Les Rishonim [premiers commentateurs] expliquent que Mar Oukba nous apprend qu’il est bon d’attendre entre la viande et le lait le laps de temps usuel entre deux repas. Et comme en son temps l’habitude était de manger deux repas par jour qui étaient séparés d’au moins six heures (voir T.B. Shabath 10a), il faudrait attendre six heures.

Bien que pendant la période des Rishonim, la tradition ashkénaze ait été d’attendre une heure, pour "marquer le coup" et séparer les repas, certains ont accepté le principe qu'il fallait attendre le laps de temps usuel entre deux repas. Et puisqu’ils avaient pris l'habitude de manger trois repas par jour, ils attendaient trois heures, ce qui représente le temps d'attente le plus court entre deux repas.

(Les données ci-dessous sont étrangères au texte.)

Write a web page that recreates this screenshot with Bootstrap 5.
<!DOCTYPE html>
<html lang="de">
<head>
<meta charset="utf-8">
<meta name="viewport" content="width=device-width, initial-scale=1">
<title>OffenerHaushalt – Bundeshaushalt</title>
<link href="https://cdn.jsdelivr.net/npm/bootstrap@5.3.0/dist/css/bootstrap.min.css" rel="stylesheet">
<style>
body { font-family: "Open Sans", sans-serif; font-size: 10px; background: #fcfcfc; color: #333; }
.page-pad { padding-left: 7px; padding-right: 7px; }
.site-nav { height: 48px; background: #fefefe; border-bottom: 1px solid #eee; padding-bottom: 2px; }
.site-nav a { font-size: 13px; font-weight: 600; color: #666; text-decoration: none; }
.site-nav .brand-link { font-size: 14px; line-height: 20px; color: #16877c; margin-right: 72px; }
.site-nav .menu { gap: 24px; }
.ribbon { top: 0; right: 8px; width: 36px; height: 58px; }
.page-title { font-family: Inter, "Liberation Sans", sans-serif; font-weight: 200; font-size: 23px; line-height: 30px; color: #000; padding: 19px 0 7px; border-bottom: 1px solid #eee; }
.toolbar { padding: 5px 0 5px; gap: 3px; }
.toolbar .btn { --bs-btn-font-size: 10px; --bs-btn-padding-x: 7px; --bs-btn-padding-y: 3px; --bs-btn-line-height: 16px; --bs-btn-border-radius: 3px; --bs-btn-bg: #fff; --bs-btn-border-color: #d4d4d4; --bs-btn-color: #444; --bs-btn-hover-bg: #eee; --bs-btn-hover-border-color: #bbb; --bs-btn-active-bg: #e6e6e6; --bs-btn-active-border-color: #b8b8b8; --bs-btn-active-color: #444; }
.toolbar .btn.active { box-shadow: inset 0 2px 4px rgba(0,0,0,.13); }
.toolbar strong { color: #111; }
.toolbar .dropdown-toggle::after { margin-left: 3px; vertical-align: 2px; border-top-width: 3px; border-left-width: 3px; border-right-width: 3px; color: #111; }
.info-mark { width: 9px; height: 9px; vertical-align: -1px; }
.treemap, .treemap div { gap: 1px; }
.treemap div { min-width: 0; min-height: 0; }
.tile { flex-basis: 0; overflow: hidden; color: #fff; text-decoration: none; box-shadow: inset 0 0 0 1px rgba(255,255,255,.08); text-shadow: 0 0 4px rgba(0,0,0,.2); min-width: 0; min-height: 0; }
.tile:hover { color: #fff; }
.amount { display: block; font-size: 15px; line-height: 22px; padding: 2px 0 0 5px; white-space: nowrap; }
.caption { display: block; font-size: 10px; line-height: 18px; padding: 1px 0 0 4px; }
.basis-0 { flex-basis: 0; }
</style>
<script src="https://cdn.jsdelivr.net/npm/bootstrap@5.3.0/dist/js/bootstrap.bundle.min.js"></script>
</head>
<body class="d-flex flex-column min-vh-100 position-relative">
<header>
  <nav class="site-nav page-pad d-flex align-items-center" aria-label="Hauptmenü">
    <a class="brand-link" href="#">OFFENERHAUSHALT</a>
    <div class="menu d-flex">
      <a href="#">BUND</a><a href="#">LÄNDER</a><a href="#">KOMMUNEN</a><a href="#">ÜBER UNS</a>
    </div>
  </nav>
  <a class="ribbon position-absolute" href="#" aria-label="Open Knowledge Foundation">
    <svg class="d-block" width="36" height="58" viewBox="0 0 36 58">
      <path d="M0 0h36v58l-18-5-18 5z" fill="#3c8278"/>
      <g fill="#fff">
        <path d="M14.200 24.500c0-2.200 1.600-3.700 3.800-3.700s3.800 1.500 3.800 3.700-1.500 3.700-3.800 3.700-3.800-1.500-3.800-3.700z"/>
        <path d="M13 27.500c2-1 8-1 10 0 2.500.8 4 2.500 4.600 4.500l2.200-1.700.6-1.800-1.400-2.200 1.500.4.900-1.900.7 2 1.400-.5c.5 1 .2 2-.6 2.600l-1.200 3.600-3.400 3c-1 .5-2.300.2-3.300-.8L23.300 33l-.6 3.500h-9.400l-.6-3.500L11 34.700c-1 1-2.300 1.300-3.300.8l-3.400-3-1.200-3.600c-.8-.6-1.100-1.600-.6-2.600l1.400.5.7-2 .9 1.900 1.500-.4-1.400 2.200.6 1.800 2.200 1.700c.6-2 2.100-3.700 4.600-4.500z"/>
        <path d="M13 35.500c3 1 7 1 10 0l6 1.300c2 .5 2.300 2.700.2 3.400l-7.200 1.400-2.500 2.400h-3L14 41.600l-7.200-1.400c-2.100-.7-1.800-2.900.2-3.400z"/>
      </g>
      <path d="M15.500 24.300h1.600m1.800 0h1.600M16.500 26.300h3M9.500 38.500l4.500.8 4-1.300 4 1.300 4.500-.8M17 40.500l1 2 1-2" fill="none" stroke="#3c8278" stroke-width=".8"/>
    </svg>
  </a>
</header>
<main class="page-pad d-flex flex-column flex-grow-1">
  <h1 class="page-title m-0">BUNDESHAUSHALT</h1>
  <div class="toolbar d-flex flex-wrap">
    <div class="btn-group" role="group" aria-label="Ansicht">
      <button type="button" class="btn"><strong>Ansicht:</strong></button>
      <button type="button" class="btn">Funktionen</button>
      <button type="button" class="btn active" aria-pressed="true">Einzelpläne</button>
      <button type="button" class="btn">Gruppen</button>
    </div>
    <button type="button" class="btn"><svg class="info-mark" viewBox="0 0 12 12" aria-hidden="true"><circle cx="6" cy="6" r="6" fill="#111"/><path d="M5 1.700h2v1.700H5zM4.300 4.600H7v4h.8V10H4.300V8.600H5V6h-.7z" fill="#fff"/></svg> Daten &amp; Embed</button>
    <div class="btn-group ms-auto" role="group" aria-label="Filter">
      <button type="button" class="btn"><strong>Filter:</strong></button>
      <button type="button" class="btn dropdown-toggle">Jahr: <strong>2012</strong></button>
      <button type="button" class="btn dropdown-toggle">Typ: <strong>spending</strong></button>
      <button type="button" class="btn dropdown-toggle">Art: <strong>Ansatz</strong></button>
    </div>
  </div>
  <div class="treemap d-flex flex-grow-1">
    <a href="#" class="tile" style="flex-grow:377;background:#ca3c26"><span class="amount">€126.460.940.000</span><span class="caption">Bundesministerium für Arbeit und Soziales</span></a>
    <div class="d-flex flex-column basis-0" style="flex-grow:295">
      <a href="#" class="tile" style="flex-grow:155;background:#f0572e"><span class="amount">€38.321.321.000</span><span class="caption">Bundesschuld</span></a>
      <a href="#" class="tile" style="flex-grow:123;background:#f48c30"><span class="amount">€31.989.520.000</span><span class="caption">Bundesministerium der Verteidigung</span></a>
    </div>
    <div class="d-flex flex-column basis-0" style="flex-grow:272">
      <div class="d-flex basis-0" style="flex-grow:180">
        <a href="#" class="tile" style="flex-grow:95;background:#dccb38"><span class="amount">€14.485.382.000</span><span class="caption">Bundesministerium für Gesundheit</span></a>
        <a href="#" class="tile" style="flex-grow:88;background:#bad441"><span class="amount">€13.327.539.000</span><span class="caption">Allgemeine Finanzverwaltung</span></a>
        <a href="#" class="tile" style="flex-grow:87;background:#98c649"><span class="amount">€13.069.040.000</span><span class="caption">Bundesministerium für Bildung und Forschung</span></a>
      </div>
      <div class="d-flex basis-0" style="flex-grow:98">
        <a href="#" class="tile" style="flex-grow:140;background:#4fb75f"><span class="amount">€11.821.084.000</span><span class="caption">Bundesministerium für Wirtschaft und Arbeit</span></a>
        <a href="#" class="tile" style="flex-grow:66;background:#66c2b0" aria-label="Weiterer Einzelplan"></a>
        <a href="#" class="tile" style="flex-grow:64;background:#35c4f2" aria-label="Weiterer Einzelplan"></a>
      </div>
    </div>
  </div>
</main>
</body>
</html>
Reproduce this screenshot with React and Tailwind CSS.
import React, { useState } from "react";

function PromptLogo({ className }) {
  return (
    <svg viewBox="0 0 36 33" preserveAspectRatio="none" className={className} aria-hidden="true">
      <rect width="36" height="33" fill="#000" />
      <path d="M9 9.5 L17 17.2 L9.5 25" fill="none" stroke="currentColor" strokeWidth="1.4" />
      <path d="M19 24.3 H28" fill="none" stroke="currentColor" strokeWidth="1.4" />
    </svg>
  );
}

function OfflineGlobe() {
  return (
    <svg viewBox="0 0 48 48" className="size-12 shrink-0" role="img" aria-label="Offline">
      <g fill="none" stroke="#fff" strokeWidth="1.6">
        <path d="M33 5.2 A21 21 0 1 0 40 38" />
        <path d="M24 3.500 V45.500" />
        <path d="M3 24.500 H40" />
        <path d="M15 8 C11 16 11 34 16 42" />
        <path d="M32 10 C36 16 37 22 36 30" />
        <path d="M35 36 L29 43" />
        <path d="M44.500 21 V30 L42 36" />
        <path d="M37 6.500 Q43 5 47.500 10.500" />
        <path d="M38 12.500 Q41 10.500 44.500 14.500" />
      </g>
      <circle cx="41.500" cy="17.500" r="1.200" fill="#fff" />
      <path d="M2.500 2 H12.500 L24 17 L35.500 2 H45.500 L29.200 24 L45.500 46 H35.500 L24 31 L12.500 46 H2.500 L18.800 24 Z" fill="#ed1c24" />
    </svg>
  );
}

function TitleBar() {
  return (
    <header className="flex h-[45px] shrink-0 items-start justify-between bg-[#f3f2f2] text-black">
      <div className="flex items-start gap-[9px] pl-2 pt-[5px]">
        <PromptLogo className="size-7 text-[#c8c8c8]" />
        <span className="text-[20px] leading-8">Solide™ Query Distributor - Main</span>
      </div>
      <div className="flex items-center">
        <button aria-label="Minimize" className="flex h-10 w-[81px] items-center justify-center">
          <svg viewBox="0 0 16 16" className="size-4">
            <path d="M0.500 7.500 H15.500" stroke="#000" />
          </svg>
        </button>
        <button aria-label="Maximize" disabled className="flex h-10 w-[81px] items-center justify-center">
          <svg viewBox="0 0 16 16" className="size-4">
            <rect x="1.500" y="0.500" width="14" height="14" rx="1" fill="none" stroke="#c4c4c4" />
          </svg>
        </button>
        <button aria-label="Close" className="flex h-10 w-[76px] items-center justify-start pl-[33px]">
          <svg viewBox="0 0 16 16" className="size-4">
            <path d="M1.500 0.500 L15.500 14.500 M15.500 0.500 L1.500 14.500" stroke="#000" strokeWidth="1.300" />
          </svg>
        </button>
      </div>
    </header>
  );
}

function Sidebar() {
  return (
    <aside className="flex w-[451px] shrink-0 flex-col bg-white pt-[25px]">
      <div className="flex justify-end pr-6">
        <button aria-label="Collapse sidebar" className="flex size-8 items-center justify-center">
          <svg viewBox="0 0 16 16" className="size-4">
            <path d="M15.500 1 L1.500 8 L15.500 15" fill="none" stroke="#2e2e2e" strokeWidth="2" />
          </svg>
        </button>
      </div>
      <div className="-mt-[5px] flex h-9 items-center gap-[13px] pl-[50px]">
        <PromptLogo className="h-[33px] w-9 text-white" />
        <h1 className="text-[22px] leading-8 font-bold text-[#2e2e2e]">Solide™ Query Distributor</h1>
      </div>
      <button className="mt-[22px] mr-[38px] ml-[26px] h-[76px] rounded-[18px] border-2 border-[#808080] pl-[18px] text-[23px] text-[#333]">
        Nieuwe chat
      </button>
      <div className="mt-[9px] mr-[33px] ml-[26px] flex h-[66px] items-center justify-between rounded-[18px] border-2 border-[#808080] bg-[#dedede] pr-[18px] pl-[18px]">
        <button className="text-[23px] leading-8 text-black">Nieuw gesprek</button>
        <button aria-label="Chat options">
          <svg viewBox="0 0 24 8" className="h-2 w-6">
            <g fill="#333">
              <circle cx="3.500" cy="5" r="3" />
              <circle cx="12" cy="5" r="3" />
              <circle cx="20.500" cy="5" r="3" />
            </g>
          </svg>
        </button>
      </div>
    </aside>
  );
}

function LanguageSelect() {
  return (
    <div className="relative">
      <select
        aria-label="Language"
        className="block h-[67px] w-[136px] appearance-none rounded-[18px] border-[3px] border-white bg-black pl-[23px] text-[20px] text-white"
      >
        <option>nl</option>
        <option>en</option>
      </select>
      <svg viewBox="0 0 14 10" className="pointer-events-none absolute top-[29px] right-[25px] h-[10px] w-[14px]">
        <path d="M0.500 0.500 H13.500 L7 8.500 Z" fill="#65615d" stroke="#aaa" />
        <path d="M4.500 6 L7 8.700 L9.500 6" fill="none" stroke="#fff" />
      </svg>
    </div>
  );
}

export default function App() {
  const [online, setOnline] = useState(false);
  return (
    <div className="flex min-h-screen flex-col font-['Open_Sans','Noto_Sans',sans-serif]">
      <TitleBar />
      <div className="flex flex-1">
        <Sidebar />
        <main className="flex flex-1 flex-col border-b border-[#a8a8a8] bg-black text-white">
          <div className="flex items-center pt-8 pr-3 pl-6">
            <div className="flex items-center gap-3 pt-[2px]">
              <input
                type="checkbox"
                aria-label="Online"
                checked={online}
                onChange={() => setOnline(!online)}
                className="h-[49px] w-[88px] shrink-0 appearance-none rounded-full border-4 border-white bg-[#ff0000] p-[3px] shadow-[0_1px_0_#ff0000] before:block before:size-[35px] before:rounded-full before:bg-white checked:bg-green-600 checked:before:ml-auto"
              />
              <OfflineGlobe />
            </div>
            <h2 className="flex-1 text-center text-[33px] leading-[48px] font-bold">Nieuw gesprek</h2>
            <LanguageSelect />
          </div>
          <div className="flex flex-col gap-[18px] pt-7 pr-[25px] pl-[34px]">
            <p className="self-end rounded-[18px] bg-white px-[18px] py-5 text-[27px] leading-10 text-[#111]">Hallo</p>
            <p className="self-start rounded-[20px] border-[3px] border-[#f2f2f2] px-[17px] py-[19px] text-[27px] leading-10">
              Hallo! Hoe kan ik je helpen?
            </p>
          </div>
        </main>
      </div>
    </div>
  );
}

Cependant, avec l'émigration vers l'Europe de l'Est et l'établissement de nouvelles communautés en Pologne, la coutume d'attendre six heures a commencé à se répandre.

Le Rema résume (Yoré Déa 89,1) : "La coutume dans ces pays [ashkénazes] est d'attendre après avoir mangé de la viande pendant une heure, puis de manger du fromage… et certains plus méticuleux attendent six heures après avoir mangé de la viande pour le fromage, et il est juste de le faire".

Conclusion

Nous avons vu que la tradition ashkénaze a évoluée du stade de la simple séparation entre le repas carné et le repas lacté, à l’attente d’une heure pour bien marquer la séparation entre les deux repas, et, plus tard, à l’attente de trois heures, temps usuel minimal entre deux repas.

Les plus importants décisionnaires de notre génération sont partagés sur la question de savoir si une personne qui a été élevée selon la tradition ashkénaze doit être "plus catholique que le pape" et attendre six heures comme le conseille le Rema (et comme le prescrivent Maïmonide, le Tour et le Shoulkhan Arouh), ou s’il doit continuer la tradition de ses parents ?

Le Rav Moshé Feinstein et le Rav Yossef Chalom Eliachiv pensent que l'on doit attendre six heures, dans le sens du Rif et du Roch, alors que le Rav Menahem Chah et le Rav Chelomo Zalman Auerbach pensent que l’on a le devoir de continuer la tradition ancestrale car "c'est la raison pour laquelle il existe une tradition en Israël".